Michael O'Brien is an American politician. He serves as a Democratic member for the Hillsborough 10th district of the New Hampshire House of Representatives. O'Brien also serves as a Nashua, New Hampshire Alderman. In January 2024 he was elected Vice President of Nashua's board of aldermen.

== Personal life ==
O'Brien resides in Nashua, New Hampshire. O'Brien is married and has three children and 4 grandchildren. O'Brien is a retired fire chief.

== Political career ==
O'Brien was first elected to the New Hampshire House of Representatives in 2008. He lost re-election in 2010. He was reelected in 2012 and has served since. He currently serves as Democratic member for the Hillsborough 10th district. He serves on the Executive Departments and Administration Committee. He previously served on the Transportation Committee during the 2009-2010 Biennium and again from 2015-2020. When Democrats had control of the house during the 2019-2020 biennium O'Brien served as vice chair of the Transportation Committee.
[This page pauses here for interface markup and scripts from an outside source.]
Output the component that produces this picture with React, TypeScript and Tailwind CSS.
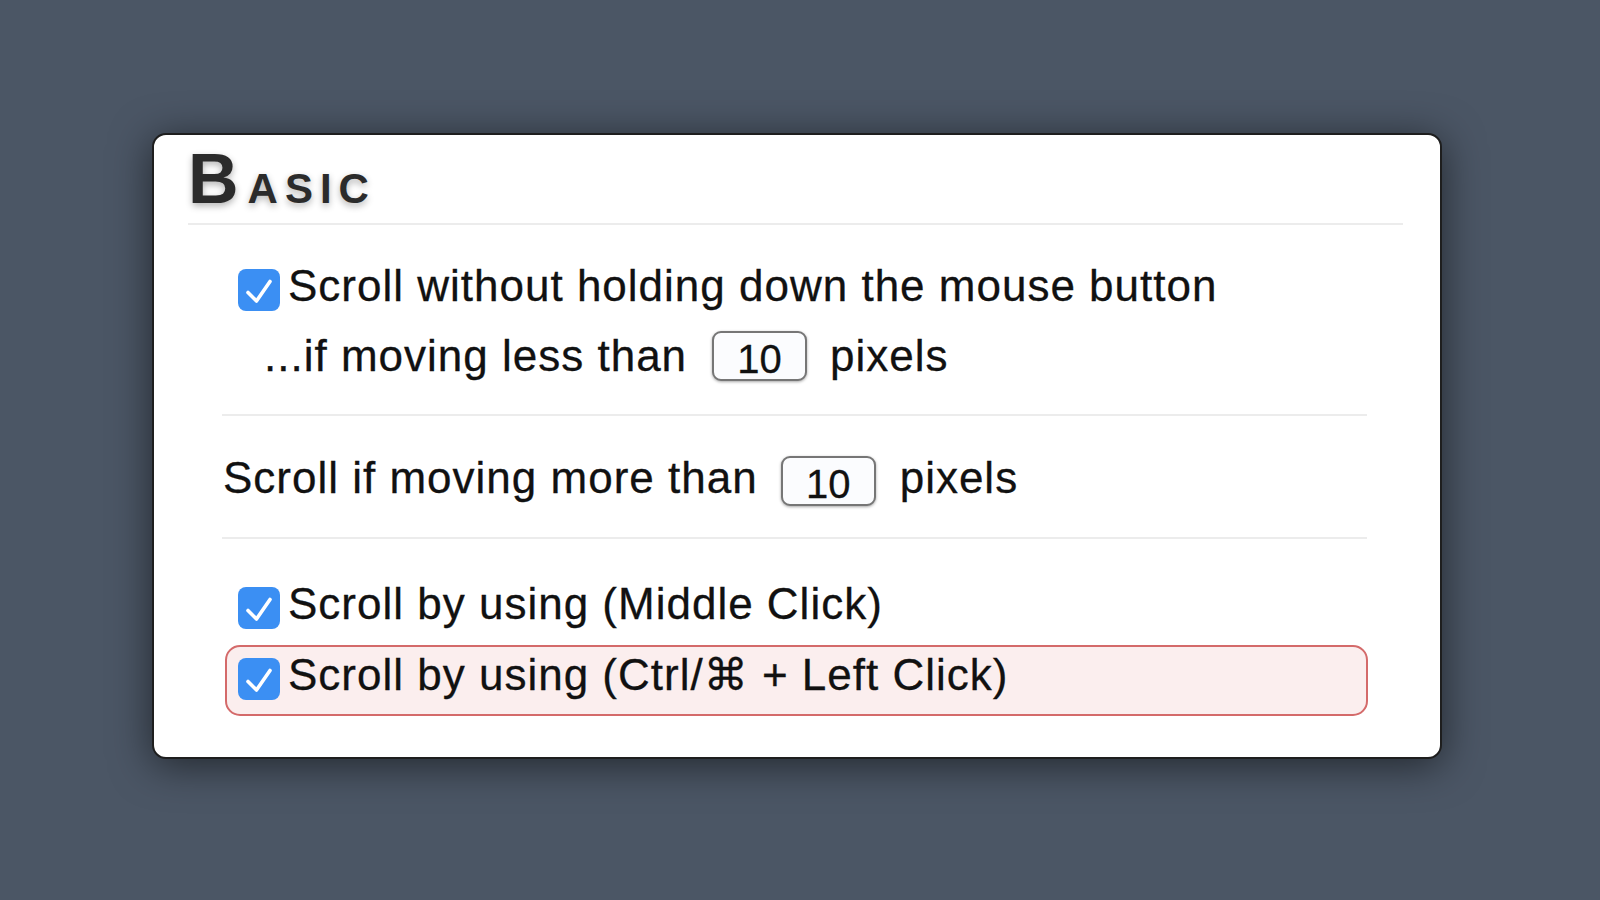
const font = { fontFamily: '"Liberation Sans", Arial, "DejaVu Sans", sans-serif' };

function CheckBox() {
  return (
    <span className="mt-[7px] flex h-[42px] w-[42px] shrink-0 items-center justify-center rounded-[8px] bg-[#3b8ff3]">
      <svg viewBox="0 0 42 42" className="h-[42px] w-[42px]" fill="none">
        <path
          d="M10 23.5 L18.5 32 L32 12.5"
          stroke="#ffffff"
          strokeWidth={3.6}
          strokeLinecap="round"
          strokeLinejoin="round"
        />
      </svg>
    </span>
  );
}

function NumberBox({ value, className = '' }: { value: string; className?: string }) {
  return (
    <span
      className={
        'flex h-[50px] w-[95px] shrink-0 items-center justify-center rounded-[9px] border-2 border-[#767676] bg-[#fbfcfe] text-[40px] leading-none tracking-normal text-[#111] shadow-[0_1px_3px_rgba(0,0,0,0.35)] ' +
        className
      }
    >
      <span className="pt-[5px]">{value}</span>
    </span>
  );
}

function Divider() {
  return <div className="h-[2px] bg-[#ececec]" />;
}

export default function App() {
  return (
    <div className="min-h-screen bg-[#4b5665] pl-[152px] pt-[133px]" style={font}>
      <div className="w-[1290px] rounded-[14px] border-2 border-[#1e1e1e] bg-white shadow-[0_6px_40px_rgba(0,0,0,0.55)]">
        {/* header */}
        <div className="pl-[34px] pr-[37px] pt-[9px]">
          <h1 className="flex h-[79px] items-baseline font-bold leading-[70px] text-[#2b2b2b] [text-shadow:0_3px_7px_rgba(0,0,0,0.3)]">
            <span className="text-[70px] tracking-[9px]">B</span>
            <span className="text-[42px] tracking-[7px]">ASIC</span>
          </h1>
          <Divider />
        </div>

        {/* body */}
        <div className="pl-[68px] pr-[73px] pb-[41px] text-[44px] leading-[48px] tracking-[1px] text-[#111] [-webkit-text-stroke:0.3px_#111]">
          <div className="pb-[33px] pt-[37px]">
            <div className="flex items-start gap-[8px] pl-[16px]">
              <CheckBox />
              <span>Scroll without holding down the mouse button</span>
            </div>
            <div className="mt-[20.5px] flex items-start pl-[42px]">
              <span>...if moving less than</span>
              <NumberBox value="10" className="ml-[25px] mr-[23px] -mt-[0.5px]" />
              <span>pixels</span>
            </div>
          </div>

          <Divider />

          <div className="pb-[31px] pt-[37.5px]">
            <div className="flex items-start pl-[1px]">
              <span>Scroll if moving more than</span>
              <NumberBox value="10" className="ml-[23px] mr-[24px] mt-[2.5px]" />
              <span>pixels</span>
            </div>
          </div>

          <Divider />

          <div className="pt-[40.5px]">
            <div className="flex items-start gap-[8px] pl-[16px]">
              <CheckBox />
              <span>Scroll by using (Middle Click)</span>
            </div>
            <div className="ml-[3px] mr-[-1px] mt-[16px] flex items-start gap-[8px] rounded-[15px] border-2 border-[#d46a6a] bg-[#fbeeee] pb-[14px] pl-[11px] pt-[4.5px]">
              <CheckBox />
              <span>Scroll by using (Ctrl/⌘ + Left Click)</span>
            </div>
          </div>
        </div>
      </div>
    </div>
  );
}
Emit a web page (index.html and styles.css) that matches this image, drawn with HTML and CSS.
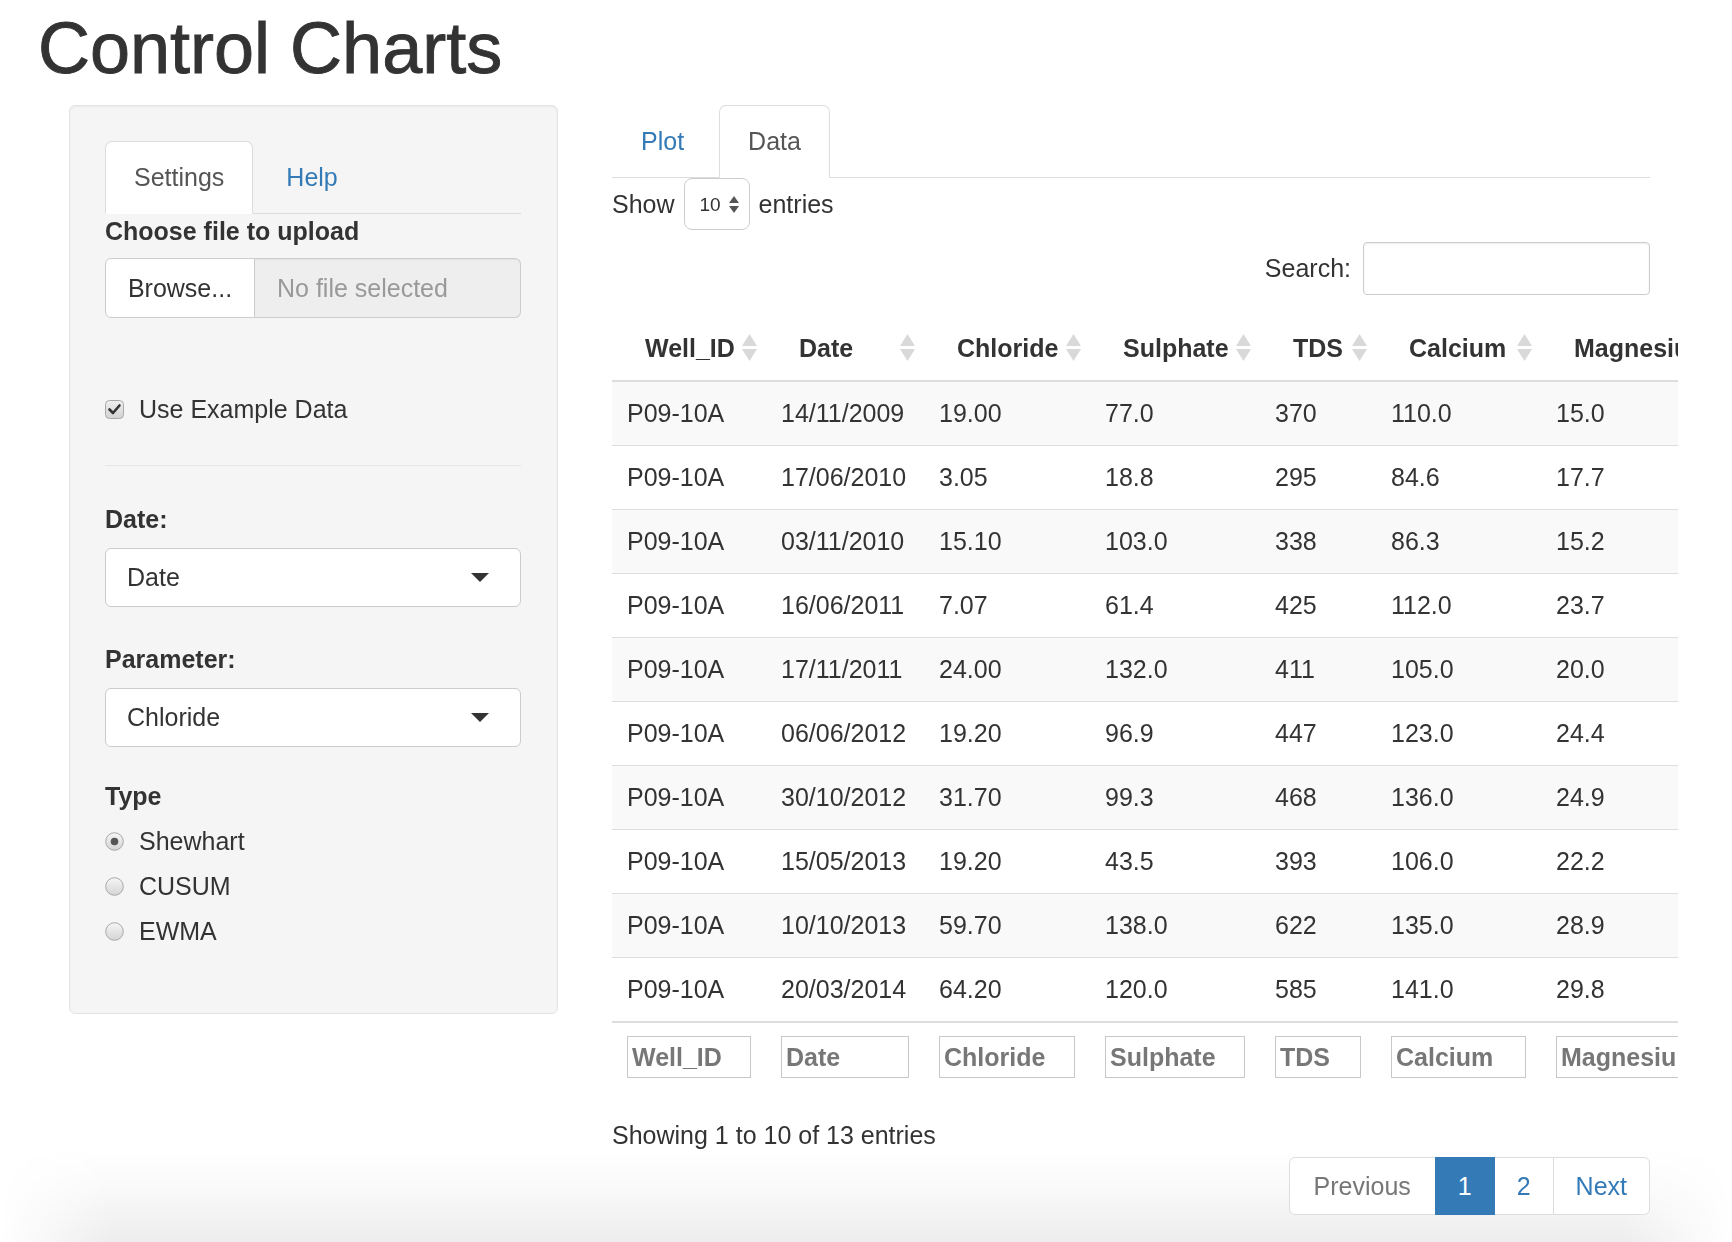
FILE: index.html
```html
<!DOCTYPE html>
<html lang="en">
<head>
<meta charset="utf-8">
<title>Control Charts</title>
<link rel="stylesheet" href="styles.css">
</head>
<body>
<div class="window-shadow"></div>
<div class="page">
  <h1 class="title">Control Charts</h1>
  <div class="layout">
    <aside class="well">
      <nav class="tabs">
        <span class="tab active">Settings</span>
        <span class="tab link">Help</span>
      </nav>
      <div class="label">Choose file to upload</div>
      <div class="file-input">
        <span class="browse">Browse...</span>
        <span class="file-name">No file selected</span>
      </div>
      <div class="check-row">
        <svg class="checkbox" width="19" height="19" viewBox="0 0 19 19">
          <defs>
            <linearGradient id="cbg" x1="0" y1="0" x2="0" y2="1">
              <stop offset="0" stop-color="#f0f0f0"/>
              <stop offset="1" stop-color="#d2d2d2"/>
            </linearGradient>
          </defs>
          <rect x="0.5" y="0.5" width="18" height="18" rx="4" fill="url(#cbg)" stroke="#a8a8a8"/>
          <path d="M4.5 9.5 L8 13 L14.5 5.5" fill="none" stroke="#333" stroke-width="2.6" stroke-linecap="round" stroke-linejoin="round"/>
        </svg>
        <span>Use Example Data</span>
      </div>
      <hr class="divider">
      <div class="label label-date">Date:</div>
      <div class="select">
        <span>Date</span>
        <svg width="18" height="9" viewBox="0 0 18 9"><polygon points="0,0 18,0 9,9" fill="#333"/></svg>
      </div>
      <div class="label label-param">Parameter:</div>
      <div class="select">
        <span>Chloride</span>
        <svg width="18" height="9" viewBox="0 0 18 9"><polygon points="0,0 18,0 9,9" fill="#333"/></svg>
      </div>
      <div class="label label-type">Type</div>
      <div class="radios">
        <div class="radio-row">
          <svg width="19" height="19" viewBox="0 0 19 19">
            <defs>
              <linearGradient id="rbg" x1="0" y1="0" x2="0" y2="1">
                <stop offset="0" stop-color="#f6f6f6"/>
                <stop offset="1" stop-color="#d4d4d4"/>
              </linearGradient>
            </defs>
            <circle cx="9.5" cy="9.5" r="8.8" fill="url(#rbg)" stroke="#a8a8a8"/>
            <circle cx="9.5" cy="9.5" r="3.8" fill="#555"/>
          </svg>
          <span>Shewhart</span>
        </div>
        <div class="radio-row">
          <svg width="19" height="19" viewBox="0 0 19 19"><circle cx="9.5" cy="9.5" r="8.8" fill="url(#rbg)" stroke="#a8a8a8"/></svg>
          <span>CUSUM</span>
        </div>
        <div class="radio-row">
          <svg width="19" height="19" viewBox="0 0 19 19"><circle cx="9.5" cy="9.5" r="8.8" fill="url(#rbg)" stroke="#a8a8a8"/></svg>
          <span>EWMA</span>
        </div>
      </div>
    </aside>

    <main class="main">
      <nav class="tabs main-tabs">
        <span class="tab link">Plot</span>
        <span class="tab active">Data</span>
      </nav>
      <div class="length-row">
        <span>Show</span>
        <span class="len-select">
          <span>10</span>
          <svg width="10" height="17" viewBox="0 0 10 17"><polygon points="5,0 10,7 0,7" fill="#555"/><polygon points="0,10 10,10 5,17" fill="#555"/></svg>
        </span>
        <span>entries</span>
      </div>
      <div class="search-row">
        <span>Search:</span>
        <span class="search-input"></span>
      </div>
      <div class="table-wrap">
        <table class="data">
          <colgroup>
            <col style="width:154px"><col style="width:158px"><col style="width:166px"><col style="width:170px"><col style="width:116px"><col style="width:165px"><col style="width:200px">
          </colgroup>
          <thead>
            <tr>
              <th>Well_ID<svg class="sort" width="15" height="28" viewBox="0 0 15 28"><polygon points="7.5,0 15,12 0,12"/><polygon points="0,15 15,15 7.5,27"/></svg></th>
              <th>Date<svg class="sort" width="15" height="28" viewBox="0 0 15 28"><polygon points="7.5,0 15,12 0,12"/><polygon points="0,15 15,15 7.5,27"/></svg></th>
              <th>Chloride<svg class="sort" width="15" height="28" viewBox="0 0 15 28"><polygon points="7.5,0 15,12 0,12"/><polygon points="0,15 15,15 7.5,27"/></svg></th>
              <th>Sulphate<svg class="sort" width="15" height="28" viewBox="0 0 15 28"><polygon points="7.5,0 15,12 0,12"/><polygon points="0,15 15,15 7.5,27"/></svg></th>
              <th>TDS<svg class="sort" width="15" height="28" viewBox="0 0 15 28"><polygon points="7.5,0 15,12 0,12"/><polygon points="0,15 15,15 7.5,27"/></svg></th>
              <th>Calcium<svg class="sort" width="15" height="28" viewBox="0 0 15 28"><polygon points="7.5,0 15,12 0,12"/><polygon points="0,15 15,15 7.5,27"/></svg></th>
              <th>Magnesium<svg class="sort" width="15" height="28" viewBox="0 0 15 28"><polygon points="7.5,0 15,12 0,12"/><polygon points="0,15 15,15 7.5,27"/></svg></th>
            </tr>
          </thead>
          <tbody>
            <tr><td>P09-10A</td><td>14/11/2009</td><td>19.00</td><td>77.0</td><td>370</td><td>110.0</td><td>15.0</td></tr>
            <tr><td>P09-10A</td><td>17/06/2010</td><td>3.05</td><td>18.8</td><td>295</td><td>84.6</td><td>17.7</td></tr>
            <tr><td>P09-10A</td><td>03/11/2010</td><td>15.10</td><td>103.0</td><td>338</td><td>86.3</td><td>15.2</td></tr>
            <tr><td>P09-10A</td><td>16/06/2011</td><td>7.07</td><td>61.4</td><td>425</td><td>112.0</td><td>23.7</td></tr>
            <tr><td>P09-10A</td><td>17/11/2011</td><td>24.00</td><td>132.0</td><td>411</td><td>105.0</td><td>20.0</td></tr>
            <tr><td>P09-10A</td><td>06/06/2012</td><td>19.20</td><td>96.9</td><td>447</td><td>123.0</td><td>24.4</td></tr>
            <tr><td>P09-10A</td><td>30/10/2012</td><td>31.70</td><td>99.3</td><td>468</td><td>136.0</td><td>24.9</td></tr>
            <tr><td>P09-10A</td><td>15/05/2013</td><td>19.20</td><td>43.5</td><td>393</td><td>106.0</td><td>22.2</td></tr>
            <tr><td>P09-10A</td><td>10/10/2013</td><td>59.70</td><td>138.0</td><td>622</td><td>135.0</td><td>28.9</td></tr>
            <tr><td>P09-10A</td><td>20/03/2014</td><td>64.20</td><td>120.0</td><td>585</td><td>141.0</td><td>29.8</td></tr>
          </tbody>
          <tfoot>
            <tr>
              <td><span class="filter">Well_ID</span></td>
              <td><span class="filter">Date</span></td>
              <td><span class="filter">Chloride</span></td>
              <td><span class="filter">Sulphate</span></td>
              <td><span class="filter">TDS</span></td>
              <td><span class="filter">Calcium</span></td>
              <td><span class="filter">Magnesium</span></td>
            </tr>
          </tfoot>
        </table>
      </div>
      <div class="info">Showing 1 to 10 of 13 entries</div>
      <div class="pager-row">
        <ul class="pagination">
          <li class="disabled">Previous</li>
          <li class="current">1</li>
          <li>2</li>
          <li>Next</li>
        </ul>
      </div>
    </main>
  </div>
</div>
</body>
</html>
```

FILE: styles.css
```css
html {
  margin: 0;
  padding: 0;
  background: #fff;
  overflow: hidden;
}

body {
  margin: 0;
  padding: 0;
  overflow: hidden;
  font-family: "Liberation Sans", Arial, Helvetica, sans-serif;
  font-size: 25px;
  line-height: 35px;
  color: #333;
}

/* soft window shadow along the bottom edge of the screenshot */
.window-shadow {
  position: fixed;
  left: 0;
  right: 0;
  bottom: 0;
  height: 95px;
  background: linear-gradient(to bottom, rgba(0, 0, 0, 0), rgba(0, 0, 0, 0.018) 40%, rgba(0, 0, 0, 0.07));
  -webkit-mask-image: linear-gradient(to right, transparent 0, #000 110px, #000 calc(100% - 110px), transparent 100%);
  mask-image: linear-gradient(to right, transparent 0, #000 110px, #000 calc(100% - 110px), transparent 100%);
  z-index: -1;
}

.page {
  padding: 9px 0 0 38px;
}

.title {
  margin: 0 0 17px 0;
  font-size: 72px;
  line-height: 79px;
  font-weight: normal;
  color: #333;
  -webkit-text-stroke: 0.9px #333;
}

.layout {
  display: flex;
  align-items: flex-start;
}

/* ---------- sidebar well ---------- */
.well {
  margin-left: 31px;
  width: 489px;
  box-sizing: border-box;
  padding: 35px 36px 64px 35px;
  background: #f5f5f5;
  border: 1px solid #e3e3e3;
  border-radius: 6px;
  box-shadow: inset 0 1px 2px rgba(0, 0, 0, 0.05);
}

.tabs {
  display: flex;
  border-bottom: 1px solid #ddd;
  height: 72px;
}

.tab {
  box-sizing: border-box;
  height: 73px;
  margin-bottom: -1px;
  margin-right: 4px;
  padding: 0 28px;
  display: flex;
  align-items: center;
  border: 1px solid transparent;
  border-radius: 7px 7px 0 0;
  color: #555;
}

.tab.active {
  background: #fff;
  border-color: #ddd;
  border-bottom-color: transparent;
}

.tab.link {
  color: #337ab7;
}

.label {
  font-weight: bold;
  color: #333;
}

.file-input {
  display: flex;
  margin-top: 9px;
  height: 60px;
}

.browse {
  box-sizing: border-box;
  width: 150px;
  display: flex;
  align-items: center;
  justify-content: center;
  background: #fff;
  border: 1px solid #ccc;
  border-radius: 6px 0 0 6px;
  color: #333;
}

.file-name {
  flex: 1;
  display: flex;
  align-items: center;
  padding-left: 22px;
  background: #eee;
  border: 1px solid #ccc;
  border-left: 0;
  border-radius: 0 6px 6px 0;
  color: #999;
  box-shadow: inset 0 1px 1px rgba(0, 0, 0, 0.05);
}

.check-row {
  margin-top: 74px;
  display: flex;
  align-items: center;
  gap: 15px;
}

.divider {
  margin: 38px 0 0 0;
  border: 0;
  border-top: 1px solid #e6e6e6;
}

.label-date {
  margin-top: 36px;
}

.select {
  box-sizing: border-box;
  margin-top: 11px;
  height: 59px;
  display: flex;
  align-items: center;
  justify-content: space-between;
  padding: 0 31px 0 21px;
  background: #fff;
  border: 1px solid #ccc;
  border-radius: 6px;
}

.label-param {
  margin-top: 35px;
}

.label-param + .select {
  margin-top: 11px;
}

.label-type {
  margin-top: 32px;
}

.radios {
  margin-top: 10px;
  display: flex;
  flex-direction: column;
  gap: 10px;
}

.radio-row {
  display: flex;
  align-items: center;
  gap: 15px;
}

/* ---------- main panel ---------- */
.main {
  margin-left: 54px;
  width: 1038px;
}

.main-tabs .tab {
  margin-right: 6px;
}

.length-row {
  margin-top: 0;
  display: flex;
  align-items: center;
  gap: 9px;
  height: 52px;
}

.len-select {
  box-sizing: border-box;
  width: 66px;
  height: 52px;
  display: flex;
  align-items: center;
  gap: 8px;
  padding-left: 15px;
  border: 1px solid #ccc;
  border-radius: 8px;
  font-size: 19px;
  background: #fff;
}

.search-row {
  margin-top: 12px;
  display: flex;
  justify-content: flex-end;
  align-items: center;
  gap: 12px;
}

.search-input {
  box-sizing: border-box;
  width: 287px;
  height: 53px;
  border: 1px solid #ccc;
  border-radius: 4px;
  box-shadow: inset 0 1px 2px rgba(0, 0, 0, 0.08);
}

.table-wrap {
  margin-top: 22px;
  width: 1066px;
  overflow: hidden;
}

.data {
  table-layout: fixed;
  width: 1129px;
  border-collapse: collapse;
  border-spacing: 0;
}

.data th {
  position: relative;
  text-align: left;
  font-weight: bold;
  padding: 14px 15px 14px 33px;
  border-bottom: 2px solid #ddd;
  white-space: nowrap;
}

.data th .sort {
  position: absolute;
  right: 9px;
  top: 17px;
  fill: #d9d9d9;
}

.data td {
  padding: 14px 15px;
  border-top: 1px solid #ddd;
  white-space: nowrap;
}

.data tbody tr:nth-child(odd) td {
  background: #f9f9f9;
}

.data tfoot td {
  border-top: 2px solid #ddd;
  padding: 13px 15px 13px 15px;
}

.filter {
  display: block;
  box-sizing: border-box;
  height: 42px;
  line-height: 40px;
  padding-left: 4px;
  border: 1px solid #c8c8c8;
  font-weight: bold;
  color: #777;
  overflow: hidden;
  white-space: nowrap;
}

.info {
  margin-top: 27px;
}

.pager-row {
  margin-top: 4px;
  display: flex;
  justify-content: flex-end;
}

.pagination {
  display: flex;
  margin: 0;
  padding: 0;
  list-style: none;
}

.pagination li {
  box-sizing: border-box;
  height: 58px;
  display: flex;
  align-items: center;
  padding: 0 22px;
  margin-left: -1px;
  background: #fff;
  border: 1px solid #ddd;
  color: #337ab7;
}

.pagination li:first-child {
  margin-left: 0;
  padding: 0 24px;
  border-radius: 6px 0 0 6px;
}

.pagination li:last-child {
  border-radius: 0 6px 6px 0;
}

.pagination li.disabled {
  color: #777;
}

.pagination li.current {
  background: #337ab7;
  border-color: #337ab7;
  color: #fff;
  position: relative;
}
```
O'Brien has served on the City of Nashua board of aldermen since 2016. O'Brien currently serves as vice president of the board of aldermen.

==Controversy==

In January 2024 John Formella, the attorney general of New Hampshire accused O'Brien, two other aldermen, and the mayor of Nashua of violating the state's anti-electioneering statute. Formella issued an order instructing the four politicians to cease and desist from violating the law.